A family legacy continues at WLU
Luke Allin, the brother of Laurier men’s basketball star Max, will be continuing the Allin legacy at Wilfrid Laurier University in the fall when he joins the team as a freshman.
The youngest in a family of eight siblings, Allin was the number one recruitment focus for men’s basketball head coach Peter Campbell. Three months ago, Allin narrowed his university basketball decision to three schools – Laurier, the University of Windsor and Carleton University.
The Allin family was approached multiple times by the three institutions, wondering if the youngest brother has decided on a university.
“The family has had no idea all along,” Campbell said. “I’ve been harassing [his sister] Molly and messaging Max and during the season we’d talk to [his mother] Helen. But everyone gave the same answer. ‘We don’t know. Luke’s keeping this one close.’ ”
On June 2, the final day for high school students to accept their university offers, Allin committed to Laurier.
“It was a long process, I’ll tell you that,” Campbell said. “But it was well worth it. To win that recruiting war, for whatever reason, you’re satisfied.”
He chose Laurier over Windsor, where brothers Greg, Conor and Rich played, and Carleton, the perennial powerhouse in the province.
Factors that influenced him range, but Campbell thinks it’s a combination of basketball, Max’s experience, and his sister Molly being a student at Laurier and still being close to his home in Chatham-Kent.
Campbell said he’s taller than Max – about six-foot-six – and a versatile player, currently able to play point guard, down low in the post, as well as out on the wing, with little trouble transitioning with his high school team.

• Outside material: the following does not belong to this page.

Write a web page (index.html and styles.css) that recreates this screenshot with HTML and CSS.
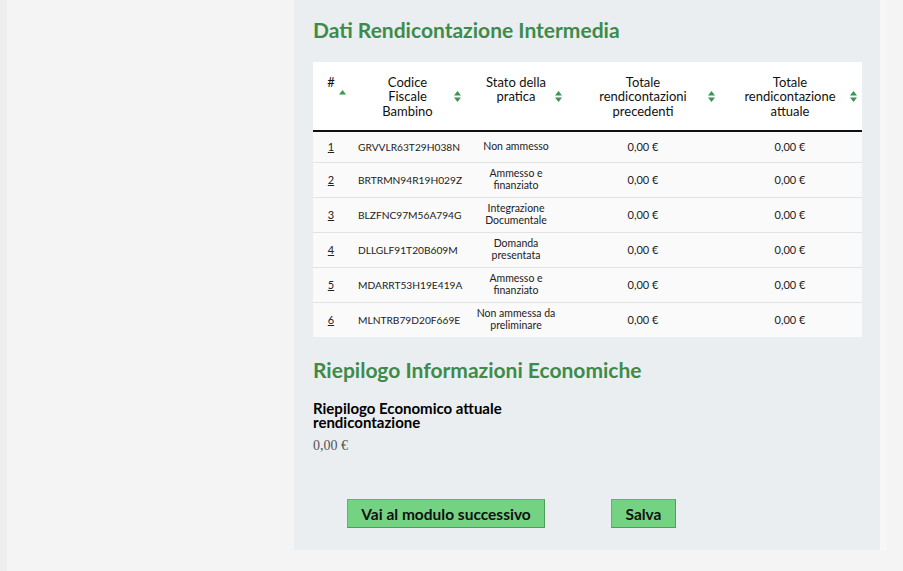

“Trying to decide what he does best is hard and [his high school] played at a comfortable pace,” Campbell explained.
“[But] he has a good package. He can shoot the ball, he can play inside a bit and he passes the ball very well.”
Along with another player Campbell is waiting on marks from, he believes this is one of Laurier’s stronger recruiting classes.
“And then combined with the work a lot of our guys are putting in the offseason, we could be a pretty good team,” he said.
Coming to a school where his brother broke the single-game point record and became a well-known name in five years, Campbell thinks the fear of being compared to Max is in the back of Luke’s mind.
But it will be the first thing the coach approaches when he has the newest member of his team on the court.
“I think he has to be [worried], and that will be our job to convince him once he gets here that it’s Luke Allin, not Max’s brother,” Campbell said. “You’re not going to say in practice, ‘Max wouldn’t have done that.’ That’s never going to enter the equation. But you might be able to say, ‘Max couldn’t do that. Way to go, Luke.’”
And for Campbell, it gives him an opportunity to continue the relationship he’s built with the Allin family. Mother Helen will come to watch the games and Molly will be around all the time, as a family connection for Luke and rooting for the Golden Hawks in the coming four years.
“I would have kept that anyway if Luke chose somewhere else,” he said. “But it’s nice to know we’ve got five more years with an Allin.”